Thanks to our many years of experience with dairies we’ve had precise knowledge of the exact requirements of the dairy industry for many decades. This extensive expertise and many further engineering developments allow us to effectively help dairies with high levels of line efficiency and hygienic safety to produce and package top-quality products.
Which technological systems does KHS offer dairies today?
We now supply single machines, turnkey lines and block systems for all capacity ranges – from product processing and bottle manufacture through filling to packaging. With our new modular system we individually configure hygienically safe, cost-effective fillers to suit any dairy – for UCF, ESL and aseptic filling, on linear or rotary machines or with or without preform or bottle sterilization. And so that the milk makes a good appearance at the point of sale, we also provide a range of labeling technology and our Innopack packaging machines for all formats from single-serve to family size.
What’s your vision for the milk packaging of the future?
PET will continue to grow. The dairy industry appreciates the simple processing and many options for design and exclusivity PET provides; consumers like the unbreakable material, pleasant handling and easy closures. In Germany bottles made of 100% recycled PET are no longer the future – they’re already on the market. I’m certain that the milk bottle of the future will be a bio PET bottle made of renewable raw materials.
The sale of dairy machines had long proved to be a cash cow for Holstein & Kappert, giving the Dortmund company financial leeway for a number of further design developments. One of these was a milk can washing machine used for the washing and sterilizing of milk cans prescribed by the authorities; sometimes six of these a month were built. Other examples were automatic belt machines, which made aluminum caps and sealed milk bottles with them, as well as screw and centrifugal pumps.

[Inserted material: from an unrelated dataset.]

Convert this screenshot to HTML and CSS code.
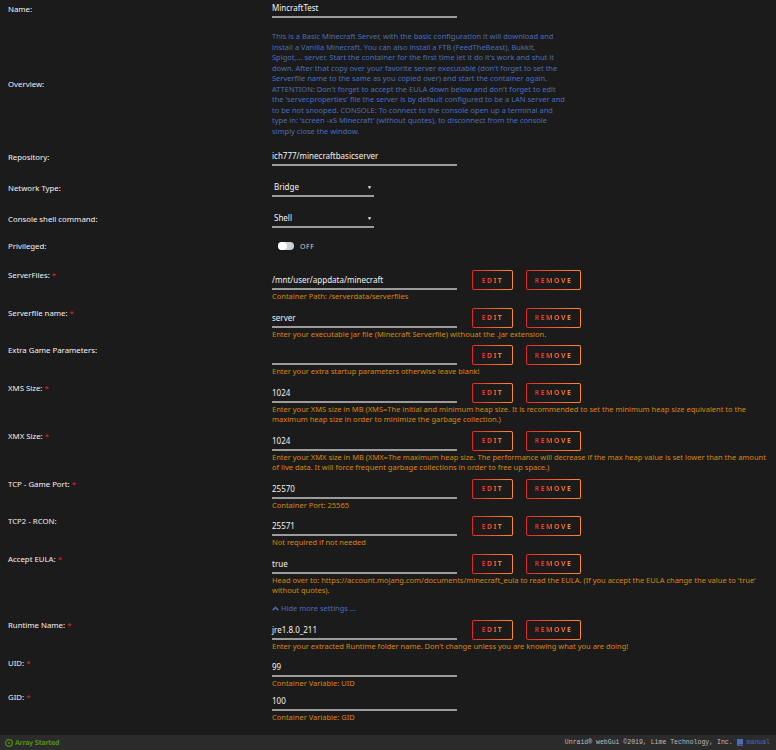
FILE: index.html
```html
<!DOCTYPE html>
<html lang="en">
<head>
    <meta charset="UTF-8">
    <meta name="viewport" content="width=device-width, initial-scale=1.0">
    <title>Update Container</title>
    <link rel="stylesheet" href="styles.css">
</head>
<body>
    <div class="page">
        <div class="row basic first">
            <div class="label">Name:</div>
            <div class="input wide">MincraftTest</div>
        </div>

        <div class="row overview">
            <div class="label">Overview:</div>
            <div class="blurb">This is a Basic Minecraft Server, with the basic configuration it will download and<br>install a Vanilla Minecraft. You can also install a FTB (FeedTheBeast), Bukkit,<br>Spigot,... server. Start the container for the first time let it do it's work and shut it<br>down. After that copy over your favorite server executable (don't forget to set the<br>Serverfile name to the same as you copied over) and start the container again.<br>ATTENTION: Don't forget to accept the EULA down below and don't forget to edit<br>the 'server.properties' file the server is by default configured to be a LAN server and<br>to be not snooped. CONSOLE: To connect to the console open up a terminal and<br>type in: 'screen -xS Minecraft' (without quotes), to disconnect from the console<br>simply close the window.</div>
        </div>

        <div class="row basic">
            <div class="label">Repository:</div>
            <div class="input wide">ich777/minecraftbasicserver</div>
        </div>

        <div class="row basic">
            <div class="label">Network Type:</div>
            <div class="input select">Bridge<span class="caret">&#9660;</span></div>
        </div>

        <div class="row basic">
            <div class="label">Console shell command:</div>
            <div class="input select">Shell<span class="caret">&#9660;</span></div>
        </div>

        <div class="row privileged">
            <div class="label">Privileged:</div>
            <div class="toggle"><span class="switch"><span class="knob"></span></span><span class="off">OFF</span></div>
        </div>

        <div class="row cfg">
            <div class="label">ServerFiles: <span class="req">*</span></div>
            <div class="field">
                <div class="line">
                    <div class="input wide">/mnt/user/appdata/minecraft</div>
                    <button class="btn edit"><span>EDIT</span></button>
                    <button class="btn remove"><span>REMOVE</span></button>
                </div>
                <div class="desc">Container Path: /serverdata/serverfiles</div>
            </div>
        </div>

        <div class="row cfg">
            <div class="label">Serverfile name: <span class="req">*</span></div>
            <div class="field">
                <div class="line">
                    <div class="input wide">server</div>
                    <button class="btn edit"><span>EDIT</span></button>
                    <button class="btn remove"><span>REMOVE</span></button>
                </div>
                <div class="desc">Enter your executable jar file (Minecraft Serverfile) withouat the .jar extension.</div>
            </div>
        </div>

        <div class="row cfg">
            <div class="label">Extra Game Parameters:</div>
            <div class="field">
                <div class="line">
                    <div class="input wide"></div>
                    <button class="btn edit"><span>EDIT</span></button>
                    <button class="btn remove"><span>REMOVE</span></button>
                </div>
                <div class="desc">Enter your extra startup parameters otherwise leave blank!</div>
            </div>
        </div>

        <div class="row cfg">
            <div class="label">XMS Size: <span class="req">*</span></div>
            <div class="field">
                <div class="line">
                    <div class="input wide">1024</div>
                    <button class="btn edit"><span>EDIT</span></button>
                    <button class="btn remove"><span>REMOVE</span></button>
                </div>
                <div class="desc">Enter your XMS size in MB (XMS=The initial and minimum heap size. It is recommended to set the minimum heap size equivalent to the<br>maximum heap size in order to minimize the garbage collection.)</div>
            </div>
        </div>

        <div class="row cfg">
            <div class="label">XMX Size: <span class="req">*</span></div>
            <div class="field">
                <div class="line">
                    <div class="input wide">1024</div>
                    <button class="btn edit"><span>EDIT</span></button>
                    <button class="btn remove"><span>REMOVE</span></button>
                </div>
                <div class="desc">Enter your XMX size in MB (XMX=The maximum heap size. The performance will decrease if the max heap value is set lower than the amount<br>of live data. It will force frequent garbage collections in order to free up space.)</div>
            </div>
        </div>

        <div class="row cfg">
            <div class="label">TCP - Game Port: <span class="req">*</span></div>
            <div class="field">
                <div class="line">
                    <div class="input wide">25570</div>
                    <button class="btn edit"><span>EDIT</span></button>
                    <button class="btn remove"><span>REMOVE</span></button>
                </div>
                <div class="desc">Container Port: 25565</div>
            </div>
        </div>

        <div class="row cfg">
            <div class="label">TCP2 - RCON:</div>
            <div class="field">
                <div class="line">
                    <div class="input wide">25571</div>
                    <button class="btn edit"><span>EDIT</span></button>
                    <button class="btn remove"><span>REMOVE</span></button>
                </div>
                <div class="desc">Not required if not needed</div>
            </div>
        </div>

        <div class="row cfg eula">
            <div class="label">Accept EULA: <span class="req">*</span></div>
            <div class="field">
                <div class="line">
                    <div class="input wide">true</div>
                    <button class="btn edit"><span>EDIT</span></button>
                    <button class="btn remove"><span>REMOVE</span></button>
                </div>
                <div class="desc">Head over to: https://account.mojang.com/documents/minecraft_eula to read the EULA. (If you accept the EULA change the value to 'true'<br>without quotes).</div>
            </div>
        </div>

        <div class="row more">
            <div></div>
            <a class="toggle-link" href="#">
                <svg width="7" height="5" viewBox="0 0 10 7"><path d="M1 6 L5 2 L9 6" fill="none" stroke="#486dba" stroke-width="2.2"/></svg>
                Hide more settings ...
            </a>
        </div>

        <div class="row cfg">
            <div class="label">Runtime Name: <span class="req">*</span></div>
            <div class="field">
                <div class="line">
                    <div class="input wide">jre1.8.0_211</div>
                    <button class="btn edit"><span>EDIT</span></button>
                    <button class="btn remove"><span>REMOVE</span></button>
                </div>
                <div class="desc">Enter your extracted Runtime folder name. Don't change unless you are knowing what you are doing!</div>
            </div>
        </div>

        <div class="row cfg plain uid">
            <div class="label">UID: <span class="req">*</span></div>
            <div class="field">
                <div class="line">
                    <div class="input wide">99</div>
                </div>
                <div class="desc">Container Variable: UID</div>
            </div>
        </div>

        <div class="row cfg plain">
            <div class="label">GID: <span class="req">*</span></div>
            <div class="field">
                <div class="line">
                    <div class="input wide">100</div>
                </div>
                <div class="desc">Container Variable: GID</div>
            </div>
        </div>
    </div>

    <div class="footer">
        <div class="status">
            <svg width="8" height="8" viewBox="0 0 10 10"><circle cx="5" cy="5" r="4.2" fill="none" stroke="#4f8a10" stroke-width="1.6"/><path d="M4 3 L7 5 L4 7 Z" fill="#4f8a10"/></svg>
            Array Started
        </div>
        <div class="copy">
            Unraid&reg; webGui &copy;2019, Lime Technology, Inc.
            <svg width="6" height="7" viewBox="0 0 6 7"><path d="M1 0 H6 V5.5 H1.5 A0.7 0.7 0 0 0 1.5 6.3 H6 V7 H1.3 A1.3 1.3 0 0 1 0 5.7 V1 A1 1 0 0 1 1 0 Z" fill="#486dba"/></svg>
            <span class="manual">manual</span>
        </div>
    </div>
</body>
</html>
```

FILE: styles.css
```css
html, body {
    margin: 0;
    padding: 0;
    height: 100%;
}

body {
    background: #1c1b1b;
    color: #f2f2f2;
    font-family: 'Noto Sans', 'Open Sans', sans-serif;
    font-size: 8px;
    display: flex;
    flex-direction: column;
    overflow: hidden;
}

.page {
    flex: 1;
    padding-left: 8px;
    overflow: hidden;
}

/* every setting is a label column and a value column */
.row {
    display: grid;
    grid-template-columns: 264px auto;
    margin-bottom: 13px;
}

.label {
    font-size: 7.8px;
    line-height: 10px;
    color: #f2f2f2;
    white-space: nowrap;
}

.req {
    color: #e22828;
}

.basic .label {
    padding-top: 4px;
}

.first {
    margin-bottom: 13px;
}

.input {
    box-sizing: border-box;
    height: 18px;
    line-height: 16px;
    border-bottom: 2px solid #9b9b9b;
    font-size: 8px;
    color: #f2f2f2;
    white-space: nowrap;
}

.input.wide {
    width: 185px;
}

.input.select {
    width: 102px;
    padding-left: 2px;
    position: relative;
}

.caret {
    position: absolute;
    right: 2px;
    top: 0;
    font-size: 5px;
}

/* overview text */
.overview .label {
    align-self: center;
}

.blurb {
    color: #486dba;
    font-size: 7.5px;
    line-height: 10.5px;
    white-space: nowrap;
}

.overview {
    margin-bottom: 12px;
}

/* privileged switch */
.privileged {
    margin-bottom: 19px;
}

.toggle {
    display: flex;
    align-items: center;
    height: 10px;
    padding-left: 6px;
}

.switch {
    width: 16px;
    height: 8px;
    border-radius: 4px;
    background: #cfcfcf;
    display: inline-block;
}

.knob {
    display: block;
    width: 9px;
    height: 8px;
    border-radius: 4px;
    background: #ffffff;
}

.off {
    margin-left: 6px;
    font-size: 7px;
    letter-spacing: 0.6px;
    color: #cfcfcf;
}

/* config rows with edit / remove buttons */
.cfg {
    margin-bottom: 6px;
}

.line {
    display: flex;
    align-items: flex-end;
    height: 20px;
}

.btn {
    box-sizing: border-box;
    height: 20px;
    margin-left: 15px;
    padding: 0;
    border: 1px solid transparent;
    border-radius: 2px;
    background: linear-gradient(#1c1b1b, #1c1b1b) padding-box,
                linear-gradient(90deg, #e22828, #ff8c2f) border-box;
    font-family: 'Noto Sans', sans-serif;
    font-size: 7px;
    font-weight: bold;
    letter-spacing: 1.4px;
    cursor: pointer;
}

.btn span {
    background: linear-gradient(90deg, #e22828, #ff8c2f);
    -webkit-background-clip: text;
    background-clip: text;
    color: transparent;
}

.btn.edit {
    width: 41px;
}

.btn.remove {
    width: 55px;
    margin-left: 13px;
}

.desc {
    margin-top: 1px;
    font-size: 7.5px;
    line-height: 10.5px;
    color: #d9860c;
    white-space: nowrap;
}

.eula {
    margin-bottom: 7px;
}

.more {
    margin-bottom: 7px;
}

.toggle-link {
    color: #486dba;
    text-decoration: none;
    font-size: 7.5px;
    line-height: 10px;
}

/* rows without buttons */
.plain .label {
    padding-top: 1px;
}

.uid {
    margin-top: 4px;
    margin-bottom: 2px;
}

/* bottom status bar */
.footer {
    height: 15px;
    background: #2b2b2b;
    display: flex;
    justify-content: space-between;
    align-items: center;
    padding: 0 6px 0 5px;
}

.status {
    display: flex;
    align-items: center;
    gap: 2px;
    color: #4f8a10;
    font-family: 'Liberation Sans Narrow', 'DejaVu Sans Condensed', sans-serif;
    font-weight: bold;
    font-size: 7px;
    letter-spacing: -0.3px;
}

.copy {
    display: flex;
    align-items: center;
    gap: 4px;
    font-family: 'Liberation Mono', monospace;
    font-size: 6.5px;
    color: #bdbdbd;
}

.manual {
    color: #486dba;
}
```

In 1936 Holstein & Kappert made great headway in this field, sparking a veritable revolution in the way milk was heated in Germany: it designed a heat exchanger plate made of two preformed plates of stainless steel. These plates had to be joined as a unit without warping in a special welding process: a complex challenge which was only mastered – following many experiments – in cooperation with Krupp, the inventor of stainless steel. The result was well worth the effort: within a very short time indeed the Supra-Platte or supra plate replaced the majority of stirrer heaters used in the dairy industry up until then and the Dortmund company had a new special product in the form of its plate heat exchanger.
Breweries also interested
Breweries now also began to show interest in the plate heat exchangers. Engineers had mastered the art of keeping the beer pressure above the CO₂ release curve during the entire filling process, meaning that the beer stayed stable and no hazing was formed. There was also some initial success in the hot filling of malt beer, albeit at first only in steel barrels.
At the end of the 1930s Holstein & Kappert was planning and erecting entire new dairy buildings. Its sales in the dairy sector were now just as high as those to the brewing industry. It helped that Holstein & Kappert’s supra plates were considered to be so crucial to the people’s nutrition by the authorities of the Third Reich that the production of these plates didn’t have to be stopped during WWII. In the first post-war years the dairy industry was subsidized to help feed the starving population. Holstein & Kappert was kept busy producing machines for the country’s vitally important dairies and thus put any further developments on hold.
In 1953 the supra plate became obsolete when APV launched a single-plate to the market which was superior in price and quality. The Dortmund company again signed an agency and licensing agreement with the British which turned out to be just as lucrative as the first.
Shortly before the end of the war the dairy machine plant was evacuated to East Germany. Operations first continued under the name of Holstein & Kappert but from 1962 could no longer be controlled by the headquarters in Dortmund owing to the division of Germany.